Didn't care for this much



This worked pretty good until Deer got Educated it was there.



This works excellent very mobile.



big rockpile


----------



## Micheal (Jan 28, 2009)

Son-in-law and 2 of his buddies hunt the property, they use both and don't seem to have any better luck with any one setup... and that's 5 tree stands and 3 ground blinds. Guess they rotate between them not hunting from any one spot for more then 2-3 days..... And they always - so far anyway - have filled their tags.


----------



## dltasig7 (Feb 5, 2015)

I'm not much for heights of any kind, but I will get into a tree stand that is big and sturdy (no climbers or bicycle seaters for me.) Yup, I'm a big chicken. I would hunt out of a raised, wood blind (on stilts) that I made myself. Overall, especially when new to the property, I take a 5 gallon pail with my cushion in it or sit on the ground backed up to a tree. Stalking and drives work for us too.

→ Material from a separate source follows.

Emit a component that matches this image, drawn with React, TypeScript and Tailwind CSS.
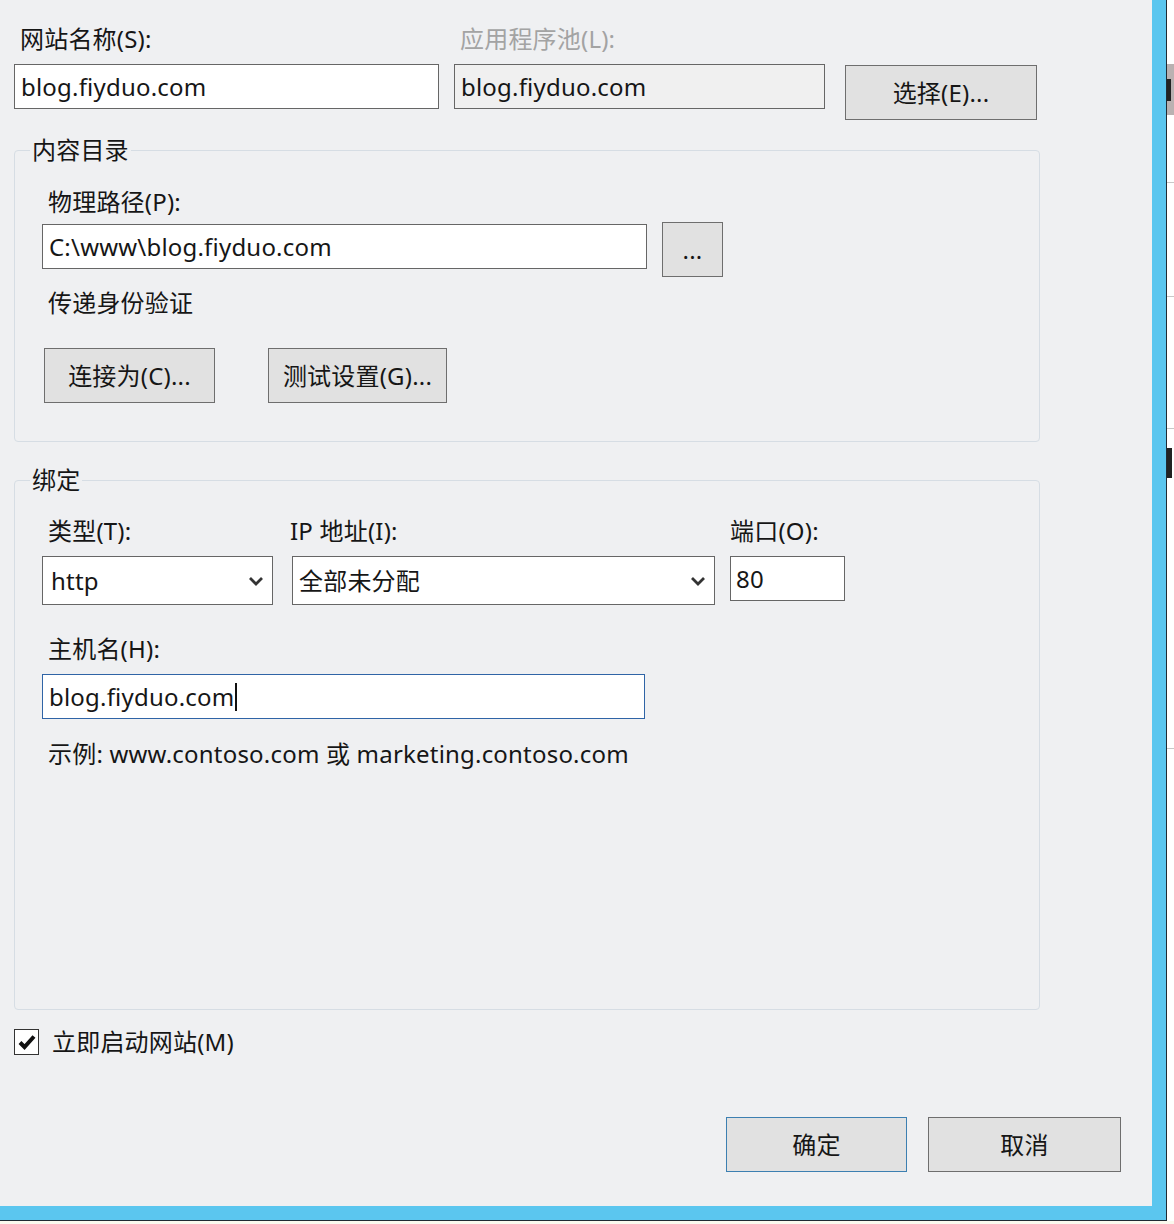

Some of us are "high tech" - camo, stealth and scent nuts; and others swear that it's the amount of time you spend in the woods, how well you orchestrate drives, and how well you've done pre-season scouting and shooting laneway maintenance.

My grandfather used to crash through the woods in his regular bibs and wool coat while smoking, and filled his tags every year.


----------